THE TASK: Reproduce all the lines below exactly and omit the images.

DATA SECTION:

=====

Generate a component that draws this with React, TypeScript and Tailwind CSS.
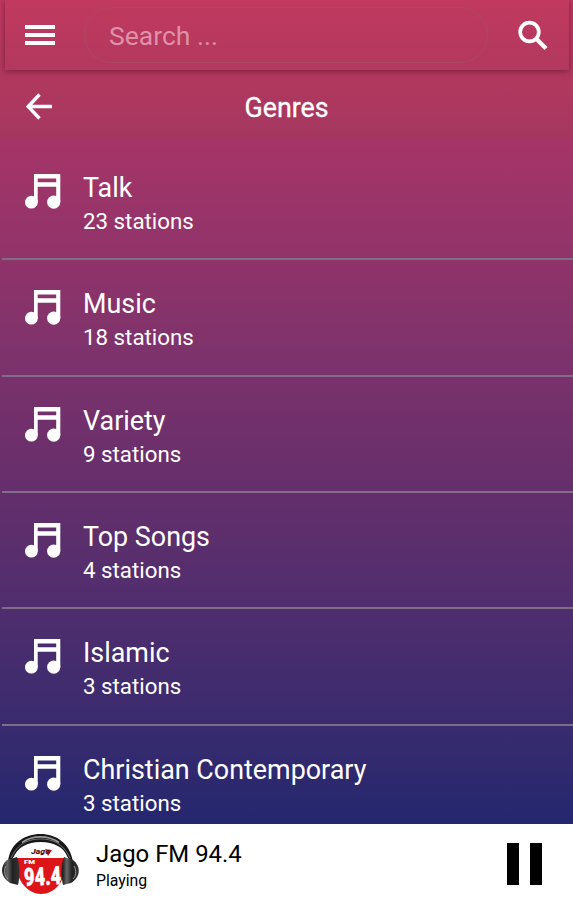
const genres = [
  { name: "Talk", stations: 23 },
  { name: "Music", stations: 18 },
  { name: "Variety", stations: 9 },
  { name: "Top Songs", stations: 4 },
  { name: "Islamic", stations: 3 },
  { name: "Christian Contemporary", stations: 3 },
];

function NoteIcon() {
  return (
    <svg className="h-[36px] w-[36px] shrink-0" viewBox="0 0 36 36" fill="#fff">
      <path fillRule="evenodd" d="M9 0H35.3V28H31.2V12.7H12.7V28H9ZM12.7 4.5V8.3H31.2V4.5Z" />
      <circle cx="6.4" cy="28.2" r="6.4" />
      <circle cx="28.7" cy="28.2" r="6.6" />
    </svg>
  );
}

function StationLogo() {
  return (
    <svg className="mt-[3px] h-[62px] w-[78px] shrink-0" viewBox="0 0 78 62">
      <defs>
        <linearGradient id="cup" x1="0" x2="1">
          <stop offset="0" stopColor="#111" />
          <stop offset="0.3" stopColor="#666" />
          <stop offset="0.6" stopColor="#222" />
          <stop offset="1" stopColor="#333" />
        </linearGradient>
      </defs>
      <circle cx="39" cy="34" r="27" fill="#fff" />
      <path d="M14 25H63C66 44 55 61 39 61C24 61 12 44 14 25Z" fill="#dd1519" />
      <path d="M6 29C8 10 23 1 38.500 1S68 10 71 29L66 25C62 14 52 9 38.500 9S16 14 11 25Z" fill="#171717" />
      <path d="M20 9.500C31 2 46 2 57 9.500" fill="none" stroke="#999" strokeWidth="1.8" />
      <path d="M9 25C16 10 27 6 38.500 6S61 10 68 25" fill="none" stroke="#888" strokeWidth="0.8" />
      <path d="M5 27L15 24C18 31 18 44 16 52L8 50C-2 44-2 33 5 27Z" fill="url(#cup)" />
      <path d="M71 27L62 24C59 31 59 44 61 52L69 50C79 44 79 33 71 27Z" fill="url(#cup)" />
      <path d="M4 33C1 38 3 43 6 46M72 33C75 38 74 43 71 46" fill="none" stroke="#999" strokeWidth="1" />
      <path d="M43 16L50 17L46 23Z" fill="#d7181c" />
      <text x="29" y="21" fontFamily="Roboto, sans-serif" fontSize="8" fontWeight="900" fontStyle="italic" fill="#511" textLength="19" lengthAdjust="spacingAndGlyphs">Jago</text>
      <text x="22" y="31" fontFamily="Roboto, sans-serif" fontSize="6" fontWeight="900" fill="#fff" textLength="11" lengthAdjust="spacingAndGlyphs">FM</text>
      <text x="22" y="52" transform="rotate(-3 41 43)" fontFamily="Roboto, sans-serif" fontSize="25" fontWeight="900" fill="#fff" stroke="#fff" strokeWidth="0.5" textLength="37" lengthAdjust="spacingAndGlyphs">94.4</text>
    </svg>
  );
}

export default function App() {
  return (
    <div className="flex h-[900px] w-[573px] flex-col overflow-hidden bg-white font-['Roboto',sans-serif] text-white">
      <header className="h-[140px] shrink-0 bg-linear-to-b from-[#c1395e] to-[#a4375f]">
        <div className="mr-[4px] ml-[5px] flex h-[70px] items-center shadow-[0_1px_6px_rgba(90,20,50,0.7)]">
          <button aria-label="Menu" className="ml-[20px] flex h-[20px] w-[30px] flex-col justify-between">
            <span className="h-[4px] w-full bg-white" />
            <span className="h-[4px] w-full bg-white" />
            <span className="h-[4px] w-full bg-white" />
          </button>
          <div className="ml-[29px] flex h-[56px] w-[404px] items-center rounded-full border border-[#a84c61]/80 pl-[24px] text-[26.5px] text-[#df91a7]">
            <span className="pt-[2px]">Search ...</span>
          </div>
          <button aria-label="Search" className="ml-[30px]">
            <svg className="h-[31px] w-[31px]" viewBox="0 0 31 31" fill="none" stroke="#fff">
              <circle cx="11.500" cy="12" r="9.3" strokeWidth="3.7" />
              <path d="M18 18.500L28 28.500" strokeWidth="4.2" />
            </svg>
          </button>
        </div>
        <div className="grid h-[70px] grid-cols-[58px_1fr_58px] items-center">
          <button aria-label="Back" className="pt-[2px] pl-[25px]">
            <svg className="h-[27px] w-[27px]" viewBox="0 0 27 27" fill="none" stroke="#fff" strokeWidth="3.4">
              <path d="M14.500 1.500L3.200 13.500L14.500 25.500M3 13.500H27" />
            </svg>
          </button>
          <h1 className="pt-[6px] text-center text-[26.8px] [-webkit-text-stroke:0.3px_white]">Genres</h1>
        </div>
      </header>

      <main className="min-h-0 flex-1 overflow-hidden bg-linear-to-b from-[#a63468] via-[#642e6c] via-52% to-[#24276f] pt-[4px]">
        {genres.map((genre) => (
          <div key={genre.name} className="ml-[2px] flex h-[116.35px] border-b-2 border-[#806d86] pt-[30px] pl-[23px]">
            <NoteIcon />
            <div className="-mt-px ml-[22px]">
              <h2 className="text-[26.9px] leading-[30px]">{genre.name}</h2>
              <p className="mt-[4px] text-[22.3px] leading-[28px]">{genre.stations} stations</p>
            </div>
          </div>
        ))}
      </main>

      <footer className="flex h-[76px] shrink-0 items-center bg-white pr-[31px] pl-[2px] text-black">
        <StationLogo />
        <div className="mt-[7px] ml-[16px]">
          <p className="text-[23.9px] leading-[30px]">Jago FM 94.4</p>
          <p className="text-[15.8px] leading-[24px]">Playing</p>
        </div>
        <button aria-label="Pause" className="mt-[3px] ml-auto flex h-[42px] gap-[11px]">
          <span className="w-[12px] bg-black" />
          <span className="w-[12px] bg-black" />
        </button>
      </footer>
    </div>
  );
}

=====

COMPLETED TASK:
Generate a component that draws this with React, TypeScript and Tailwind CSS.
const genres = [
  { name: "Talk", stations: 23 },
  { name: "Music", stations: 18 },
  { name: "Variety", stations: 9 },
  { name: "Top Songs", stations: 4 },
  { name: "Islamic", stations: 3 },
  { name: "Christian Contemporary", stations: 3 },
];

function NoteIcon() {
  return (
    <svg className="h-[36px] w-[36px] shrink-0" viewBox="0 0 36 36" fill="#fff">
      <path fillRule="evenodd" d="M9 0H35.3V28H31.2V12.7H12.7V28H9ZM12.7 4.5V8.3H31.2V4.5Z" />
      <circle cx="6.4" cy="28.2" r="6.4" />
      <circle cx="28.7" cy="28.2" r="6.6" />
    </svg>
  );
}

function StationLogo() {
  return (
    <svg className="mt-[3px] h-[62px] w-[78px] shrink-0" viewBox="0 0 78 62">
      <defs>
        <linearGradient id="cup" x1="0" x2="1">
          <stop offset="0" stopColor="#111" />
          <stop offset="0.3" stopColor="#666" />
          <stop offset="0.6" stopColor="#222" />
          <stop offset="1" stopColor="#333" />
        </linearGradient>
      </defs>
      <circle cx="39" cy="34" r="27" fill="#fff" />
      <path d="M14 25H63C66 44 55 61 39 61C24 61 12 44 14 25Z" fill="#dd1519" />
      <path d="M6 29C8 10 23 1 38.500 1S68 10 71 29L66 25C62 14 52 9 38.500 9S16 14 11 25Z" fill="#171717" />
      <path d="M20 9.500C31 2 46 2 57 9.500" fill="none" stroke="#999" strokeWidth="1.8" />
      <path d="M9 25C16 10 27 6 38.500 6S61 10 68 25" fill="none" stroke="#888" strokeWidth="0.8" />
      <path d="M5 27L15 24C18 31 18 44 16 52L8 50C-2 44-2 33 5 27Z" fill="url(#cup)" />
      <path d="M71 27L62 24C59 31 59 44 61 52L69 50C79 44 79 33 71 27Z" fill="url(#cup)" />
      <path d="M4 33C1 38 3 43 6 46M72 33C75 38 74 43 71 46" fill="none" stroke="#999" strokeWidth="1" />
      <path d="M43 16L50 17L46 23Z" fill="#d7181c" />
      <text x="29" y="21" fontFamily="Roboto, sans-serif" fontSize="8" fontWeight="900" fontStyle="italic" fill="#511" textLength="19" lengthAdjust="spacingAndGlyphs">Jago</text>
      <text x="22" y="31" fontFamily="Roboto, sans-serif" fontSize="6" fontWeight="900" fill="#fff" textLength="11" lengthAdjust="spacingAndGlyphs">FM</text>
      <text x="22" y="52" transform="rotate(-3 41 43)" fontFamily="Roboto, sans-serif" fontSize="25" fontWeight="900" fill="#fff" stroke="#fff" strokeWidth="0.5" textLength="37" lengthAdjust="spacingAndGlyphs">94.4</text>
    </svg>
  );
}

export default function App() {
  return (
    <div className="flex h-[900px] w-[573px] flex-col overflow-hidden bg-white font-['Roboto',sans-serif] text-white">
      <header className="h-[140px] shrink-0 bg-linear-to-b from-[#c1395e] to-[#a4375f]">
        <div className="mr-[4px] ml-[5px] flex h-[70px] items-center shadow-[0_1px_6px_rgba(90,20,50,0.7)]">
          <button aria-label="Menu" className="ml-[20px] flex h-[20px] w-[30px] flex-col justify-between">
            <span className="h-[4px] w-full bg-white" />
            <span className="h-[4px] w-full bg-white" />
            <span className="h-[4px] w-full bg-white" />
          </button>
          <div className="ml-[29px] flex h-[56px] w-[404px] items-center rounded-full border border-[#a84c61]/80 pl-[24px] text-[26.5px] text-[#df91a7]">
            <span className="pt-[2px]">Search ...</span>
          </div>
          <button aria-label="Search" className="ml-[30px]">
            <svg className="h-[31px] w-[31px]" viewBox="0 0 31 31" fill="none" stroke="#fff">
              <circle cx="11.500" cy="12" r="9.3" strokeWidth="3.7" />
              <path d="M18 18.500L28 28.500" strokeWidth="4.2" />
            </svg>
          </button>
        </div>
        <div className="grid h-[70px] grid-cols-[58px_1fr_58px] items-center">
          <button aria-label="Back" className="pt-[2px] pl-[25px]">
            <svg className="h-[27px] w-[27px]" viewBox="0 0 27 27" fill="none" stroke="#fff" strokeWidth="3.4">
              <path d="M14.500 1.500L3.200 13.500L14.500 25.500M3 13.500H27" />
            </svg>
          </button>
          <h1 className="pt-[6px] text-center text-[26.8px] [-webkit-text-stroke:0.3px_white]">Genres</h1>
        </div>
      </header>

      <main className="min-h-0 flex-1 overflow-hidden bg-linear-to-b from-[#a63468] via-[#642e6c] via-52% to-[#24276f] pt-[4px]">
        {genres.map((genre) => (
          <div key={genre.name} className="ml-[2px] flex h-[116.35px] border-b-2 border-[#806d86] pt-[30px] pl-[23px]">
            <NoteIcon />
            <div className="-mt-px ml-[22px]">
              <h2 className="text-[26.9px] leading-[30px]">{genre.name}</h2>
              <p className="mt-[4px] text-[22.3px] leading-[28px]">{genre.stations} stations</p>
            </div>
          </div>
        ))}
      </main>

      <footer className="flex h-[76px] shrink-0 items-center bg-white pr-[31px] pl-[2px] text-black">
        <StationLogo />
        <div className="mt-[7px] ml-[16px]">
          <p className="text-[23.9px] leading-[30px]">Jago FM 94.4</p>
          <p className="text-[15.8px] leading-[24px]">Playing</p>
        </div>
        <button aria-label="Pause" className="mt-[3px] ml-auto flex h-[42px] gap-[11px]">
          <span className="w-[12px] bg-black" />
          <span className="w-[12px] bg-black" />
        </button>
      </footer>
    </div>
  );
}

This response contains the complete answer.